Johns Hopkins Physicians Propose Quality Measures to Improve Medical Billing
If you’re concerned about rising health care costs and overwhelming medical bills, you’re not alone. According to statistics reported in 2019:
- Approximately 30% of an average health care bill is paid for out of pocket by the patient (Association of Credit and Collection Professionals International).
- About 67% of Americans are either very worried or somewhat worried about unexpected medical bills, compared to only 41% who are concerned about not being able to pay their rent or mortgage (Kaiser Family Foundation).
- Of 1,000 patients surveyed, 64% said they delayed or neglected seeking medical care in the previous year because of concerns about high medical bills (20/20 Research).
- More than 25% of 5 million consumers surveyed had delinquent debt on their credit reports, with 58% of that liability coming from medical bills (U.S. Consumer Financial Protection Bureau).
In an effort to help address this growing national problem, two physicians at Johns Hopkins Medicine, Simon Mathews, M.D., and Martin Makary, M.D., M.P.H., have proposed five quality measures for medical billing. The metrics are detailed in an article in the Feb. 4, 2020, issue of The Journal of the American Medical Association (JAMA).
“In recent years, patient care and outcomes have been significantly improved by applying quality science to medicine, benchmarking the performance of both health care providers and facilities, yet there are no standardized metrics for billing quality,” says Makary, professor of surgery at the Johns Hopkins University School of Medicine and an authority on health care quality.
“We hope that our proposal will be the first step toward achieving the goal of national billing quality standards,” says Mathews, assistant professor of medicine and head of clinical innovation at Johns Hopkins Medicine’s Armstrong Institute for Patient Safety and Quality.
The Billing Quality 5-Star Rating System that Mathews and Makary propose includes the following measures (shown as published in the JAMA article):
- Itemized bills – Are patients routinely provided an itemized bill with items explained in plain English?
- Price transparency – Are patients provided real prices for common “shoppable” services when they ask?
- Service quality – Can patients speak with a billing representative promptly about a concern they have about their bill and be informed of a transparent review process?
- Suing patients – For patients who have not entered into a written agreement specifying a price for a medical service, does the institution sue patients to garnish their wages, place a lien on their home or involuntarily withdraw money from a patient’s income tax return?
- Surprise bills – Are out-of-network patients paying out of pocket expected to pay more than the region-specific, reference-based price [a price outside of that set by traditional insurance carriers]?
Are patients billed for complications stemming from National Quality Forum (NQF) serious reportable events?
The NQF is a non-profit organization that promotes patient protections and health care quality through measurement and public reporting.

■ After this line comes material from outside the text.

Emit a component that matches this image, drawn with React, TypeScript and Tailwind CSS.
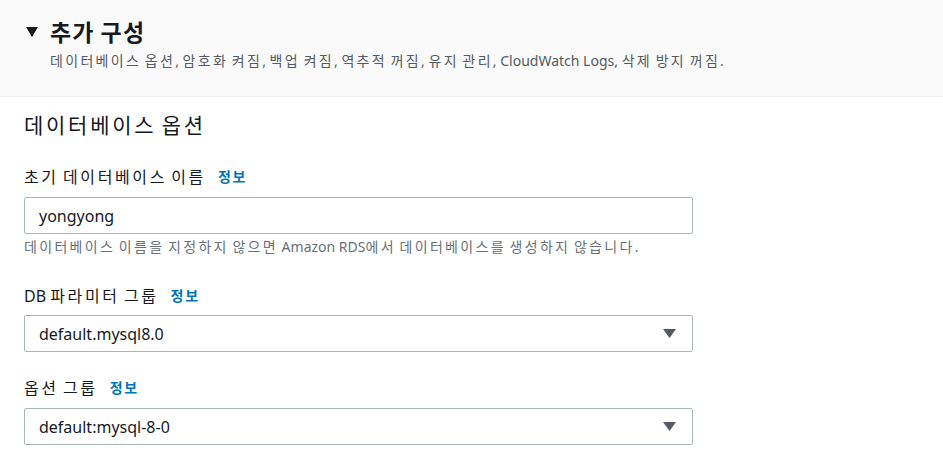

In 2009, it established the first list of serious reportable events (also known as “never events”), a set of largely preventable and harmful clinical practices and behaviors — such as operating on the wrong part of the body or having to remove a foreign object left behind during surgery — that should never occur.
“Given the wide variation in both pricing and collection practices by hospitals, measures of billing practices are needed,” the authors stated in the JAMA article. “Billing quality is a type of medical quality.”
The authors also write that “… metrics of billing quality could be used to create public accountability for U.S. hospitals” and that “… incorporating measures of billing quality into reports of overall hospital quality could provide patients with a more complete assessment of a given medical center or practice.”
“Financial toxicity — the difficulties a patient has related to the cost of medical care — is a medical complication,” Makary says. “Taking care of a patient means taking care of the whole person.”
Makary reports receiving grant funding from the Laura and John Arnold Foundation and payment for books published by Bloomsbury USA.